• [Set task]:
Retype nothing but the lines from the start of the material up to and including the line with "string; m1: Mutation;". Pictures don't belong in the copy.

• [Supplied information]:
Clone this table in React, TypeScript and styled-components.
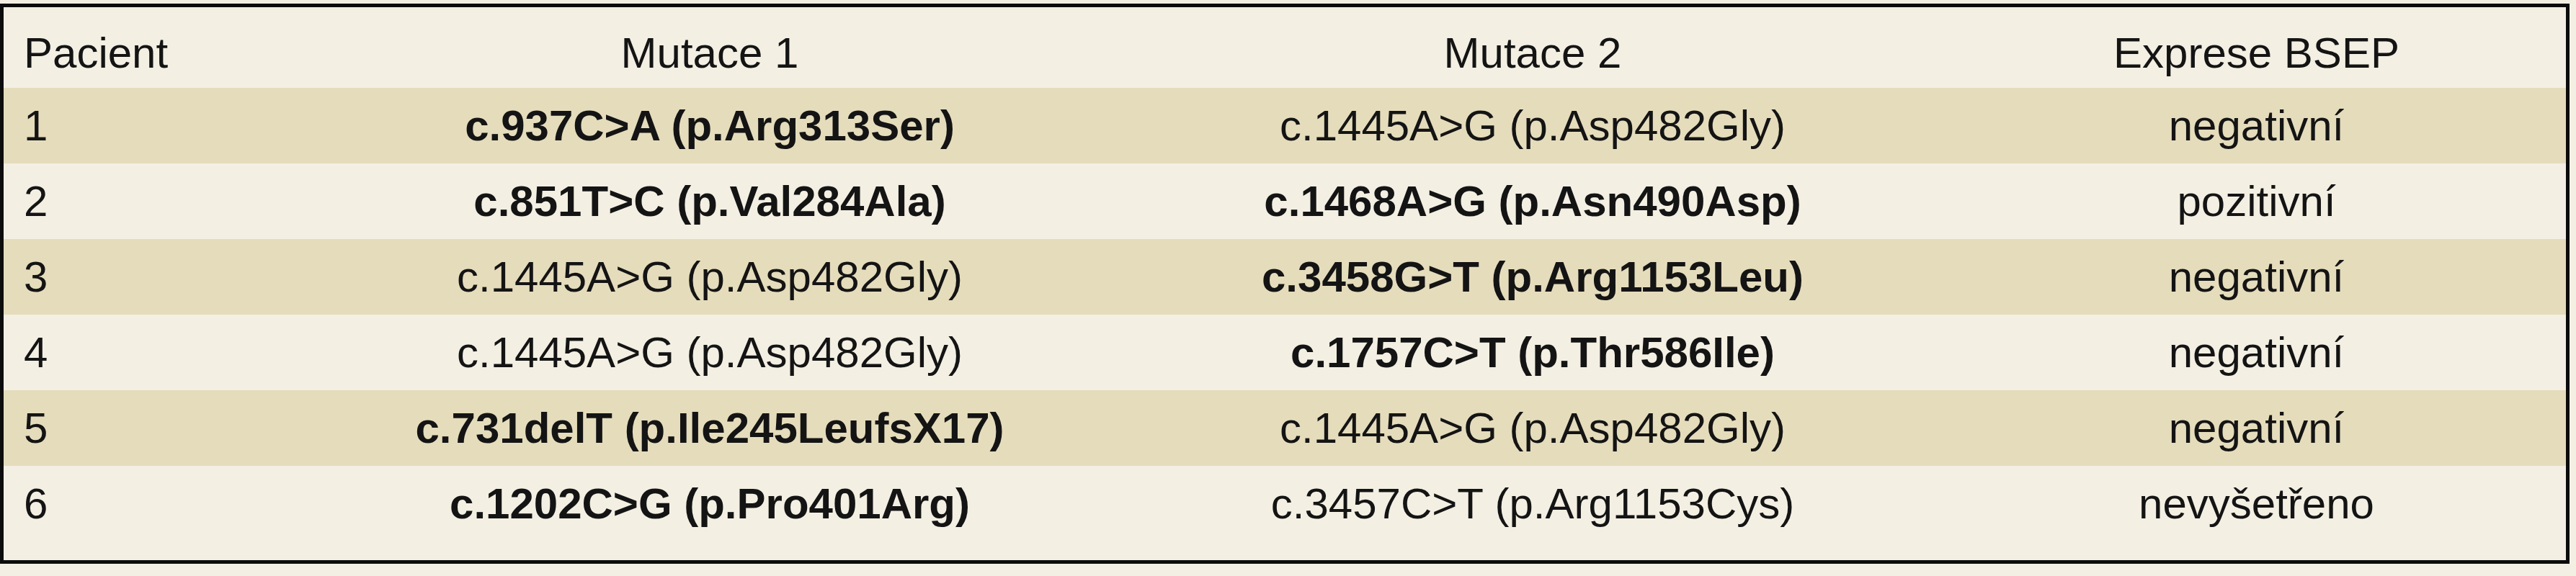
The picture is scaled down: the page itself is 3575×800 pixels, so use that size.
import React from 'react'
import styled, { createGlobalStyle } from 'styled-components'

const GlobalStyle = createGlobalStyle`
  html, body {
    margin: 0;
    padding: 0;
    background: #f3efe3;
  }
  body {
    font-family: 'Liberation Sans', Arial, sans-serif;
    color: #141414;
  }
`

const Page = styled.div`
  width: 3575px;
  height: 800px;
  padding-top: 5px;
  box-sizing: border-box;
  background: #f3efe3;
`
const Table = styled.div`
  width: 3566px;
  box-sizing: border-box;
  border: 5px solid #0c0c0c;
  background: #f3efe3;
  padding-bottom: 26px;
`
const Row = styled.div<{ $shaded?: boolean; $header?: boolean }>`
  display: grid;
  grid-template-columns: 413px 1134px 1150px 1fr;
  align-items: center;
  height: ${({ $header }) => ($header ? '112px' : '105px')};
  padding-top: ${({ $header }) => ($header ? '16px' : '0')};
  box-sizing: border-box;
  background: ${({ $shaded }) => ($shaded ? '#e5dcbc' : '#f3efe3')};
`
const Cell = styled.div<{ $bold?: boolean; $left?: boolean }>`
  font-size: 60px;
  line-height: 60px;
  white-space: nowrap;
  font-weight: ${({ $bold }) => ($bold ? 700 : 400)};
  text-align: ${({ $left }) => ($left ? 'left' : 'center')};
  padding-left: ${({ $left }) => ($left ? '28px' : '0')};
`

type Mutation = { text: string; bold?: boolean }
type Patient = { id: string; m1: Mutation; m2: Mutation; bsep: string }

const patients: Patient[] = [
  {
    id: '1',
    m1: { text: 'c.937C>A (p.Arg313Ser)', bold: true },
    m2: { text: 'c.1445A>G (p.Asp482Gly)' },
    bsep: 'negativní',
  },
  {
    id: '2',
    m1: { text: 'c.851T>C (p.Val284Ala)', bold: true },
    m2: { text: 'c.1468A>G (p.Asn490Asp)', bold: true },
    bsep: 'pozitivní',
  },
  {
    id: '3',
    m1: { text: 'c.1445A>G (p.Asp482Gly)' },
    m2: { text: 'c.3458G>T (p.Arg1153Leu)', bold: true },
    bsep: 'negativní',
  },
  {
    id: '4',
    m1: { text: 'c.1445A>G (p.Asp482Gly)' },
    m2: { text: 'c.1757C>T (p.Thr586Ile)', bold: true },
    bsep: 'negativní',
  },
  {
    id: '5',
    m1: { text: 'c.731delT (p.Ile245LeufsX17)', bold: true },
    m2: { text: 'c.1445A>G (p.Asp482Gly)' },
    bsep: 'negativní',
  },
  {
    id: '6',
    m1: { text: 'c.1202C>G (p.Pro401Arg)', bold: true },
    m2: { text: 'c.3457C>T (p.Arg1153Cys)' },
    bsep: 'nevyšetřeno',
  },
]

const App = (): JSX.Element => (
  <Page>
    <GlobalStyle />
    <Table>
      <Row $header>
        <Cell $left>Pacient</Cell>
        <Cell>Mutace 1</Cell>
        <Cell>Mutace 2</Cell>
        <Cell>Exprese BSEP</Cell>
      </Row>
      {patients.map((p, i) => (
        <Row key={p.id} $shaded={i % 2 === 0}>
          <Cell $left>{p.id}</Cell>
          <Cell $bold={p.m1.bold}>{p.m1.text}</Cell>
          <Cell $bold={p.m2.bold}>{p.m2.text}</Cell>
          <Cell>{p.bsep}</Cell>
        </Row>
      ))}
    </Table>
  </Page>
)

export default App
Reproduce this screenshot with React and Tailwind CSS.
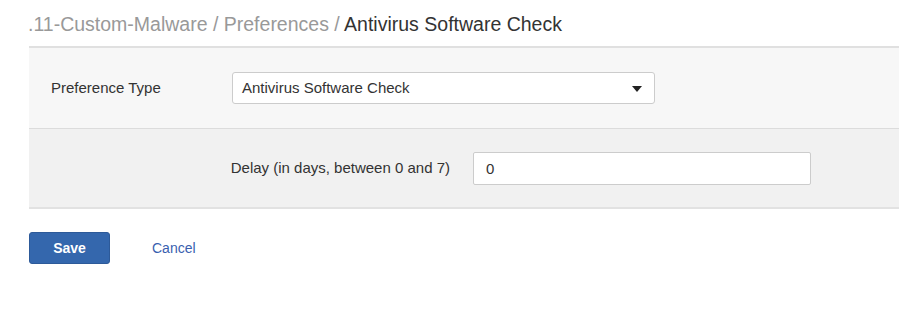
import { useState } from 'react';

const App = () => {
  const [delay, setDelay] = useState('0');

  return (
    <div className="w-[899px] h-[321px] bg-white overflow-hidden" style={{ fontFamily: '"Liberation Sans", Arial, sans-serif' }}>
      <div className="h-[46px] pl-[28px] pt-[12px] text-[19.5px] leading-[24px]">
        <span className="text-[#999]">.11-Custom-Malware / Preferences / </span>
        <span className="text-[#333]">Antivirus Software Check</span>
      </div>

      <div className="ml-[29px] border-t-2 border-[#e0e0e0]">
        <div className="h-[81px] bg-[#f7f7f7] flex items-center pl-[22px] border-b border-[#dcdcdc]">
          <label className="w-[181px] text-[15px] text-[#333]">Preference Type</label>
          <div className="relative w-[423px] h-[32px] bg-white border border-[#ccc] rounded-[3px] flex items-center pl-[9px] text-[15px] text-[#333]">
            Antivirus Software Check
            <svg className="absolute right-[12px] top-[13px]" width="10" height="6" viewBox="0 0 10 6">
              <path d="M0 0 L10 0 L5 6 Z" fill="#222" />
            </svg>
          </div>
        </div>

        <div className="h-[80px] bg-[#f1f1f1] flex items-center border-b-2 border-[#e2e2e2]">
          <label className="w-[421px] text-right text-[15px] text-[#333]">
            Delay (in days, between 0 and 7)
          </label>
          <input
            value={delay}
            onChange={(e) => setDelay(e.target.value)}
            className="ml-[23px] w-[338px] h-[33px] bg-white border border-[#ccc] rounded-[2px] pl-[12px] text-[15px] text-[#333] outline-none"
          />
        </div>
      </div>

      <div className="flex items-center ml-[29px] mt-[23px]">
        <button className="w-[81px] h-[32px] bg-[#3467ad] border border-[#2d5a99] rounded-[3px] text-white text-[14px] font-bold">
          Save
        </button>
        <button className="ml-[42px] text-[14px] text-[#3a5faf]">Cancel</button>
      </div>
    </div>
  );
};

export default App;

• [Correct output]:
Clone this table in React, TypeScript and styled-components.
The picture is scaled down: the page itself is 3575×800 pixels, so use that size.
import React from 'react'
import styled, { createGlobalStyle } from 'styled-components'

const GlobalStyle = createGlobalStyle`
  html, body {
    margin: 0;
    padding: 0;
    background: #f3efe3;
  }
  body {
    font-family: 'Liberation Sans', Arial, sans-serif;
    color: #141414;
  }
`

const Page = styled.div`
  width: 3575px;
  height: 800px;
  padding-top: 5px;
  box-sizing: border-box;
  background: #f3efe3;
`
const Table = styled.div`
  width: 3566px;
  box-sizing: border-box;
  border: 5px solid #0c0c0c;
  background: #f3efe3;
  padding-bottom: 26px;
`
const Row = styled.div<{ $shaded?: boolean; $header?: boolean }>`
  display: grid;
  grid-template-columns: 413px 1134px 1150px 1fr;
  align-items: center;
  height: ${({ $header }) => ($header ? '112px' : '105px')};
  padding-top: ${({ $header }) => ($header ? '16px' : '0')};
  box-sizing: border-box;
  background: ${({ $shaded }) => ($shaded ? '#e5dcbc' : '#f3efe3')};
`
const Cell = styled.div<{ $bold?: boolean; $left?: boolean }>`
  font-size: 60px;
  line-height: 60px;
  white-space: nowrap;
  font-weight: ${({ $bold }) => ($bold ? 700 : 400)};
  text-align: ${({ $left }) => ($left ? 'left' : 'center')};
  padding-left: ${({ $left }) => ($left ? '28px' : '0')};
`

type Mutation = { text: string; bold?: boolean }
type Patient = { id: string; m1: Mutation; m2: Mutation; bsep: string }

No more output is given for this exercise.